Crapometer volunteer #1
Friday of Memorial day weekend was the official start of the summer
charter fishing season in Homer, Alaska. I stood on the deck of the
Sadie Hawkins with a navy blue baseball cap on my head. The cap
labeled me as The Captain. After a quick visual to make sure
everything was spic and span, I glanced at the group approaching my
boat, nodded, then fainted.
Over the years, I'd had plenty of reasons to faint. Such as the day Jack
McDonald, my husband, disappeared from our boat. Or the day the search
and recovery was called off. But I'd been steady and stable during those
two weeks of hell.
blah blah blah
No, it was when my husband returned my nod, five years after his death,
that I fainted.
Now HERE is where it gets interesing. This is your lead. All that other stuff is just exposition. Start with the gripper.

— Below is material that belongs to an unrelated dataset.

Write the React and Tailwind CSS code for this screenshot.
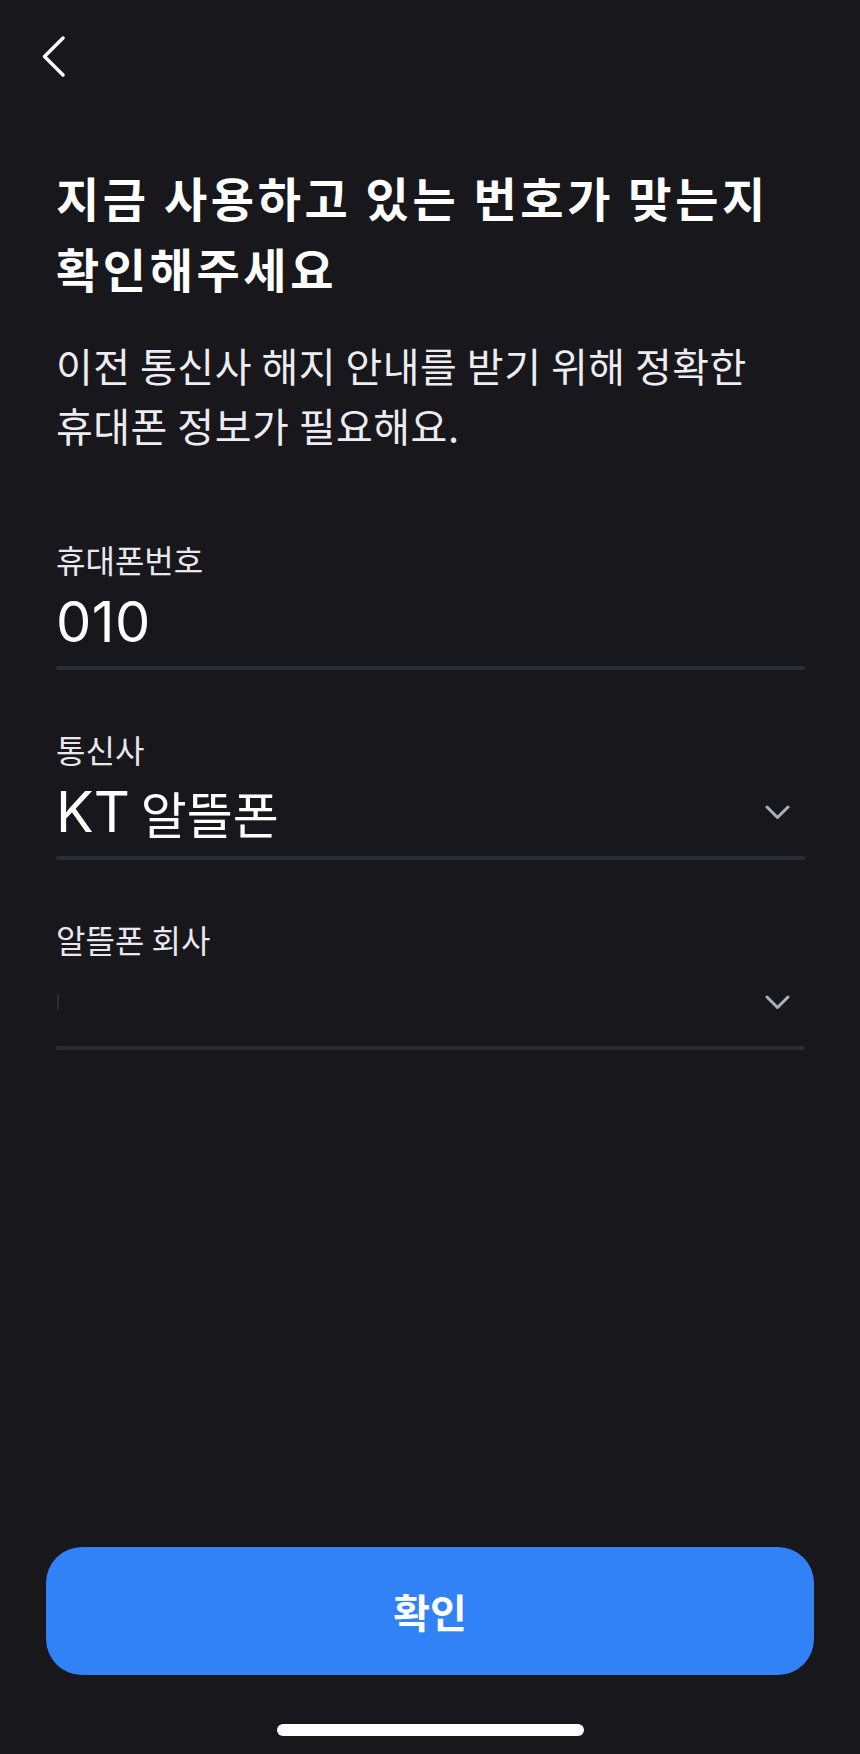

Since fainting was new to me, I was shocked --in a passed out way -- when I
heard all the commotion going on around me.
more blah blah blah
Lucky for me, I didn't hit the deck. No, I fell into Jack's waiting
arms. When I could finally pry my eyes open, I planned to have a little
chat with him about that. How dare he disappear for five years only to
return and have me fall into his arms.
now we're back to something interesting.
Notice that action = interesting to me?
Mingled with the sounds of gulls squawking, was, "Oh, God, Sadie." His
voice was soft and filled with concern.
He lowered me to the deck. "A rag. I need a rag," he said with urgency.
Why? Had I stabbed him with the bait knife before I keeled over?
It's not crap, but it's not as honed as I'd look for. Go back and use that bait knife to really pare away.
One thing you did really well was avoid a lot of description of hair and eyes and flawless skin which is what usually bogs down narrative early on.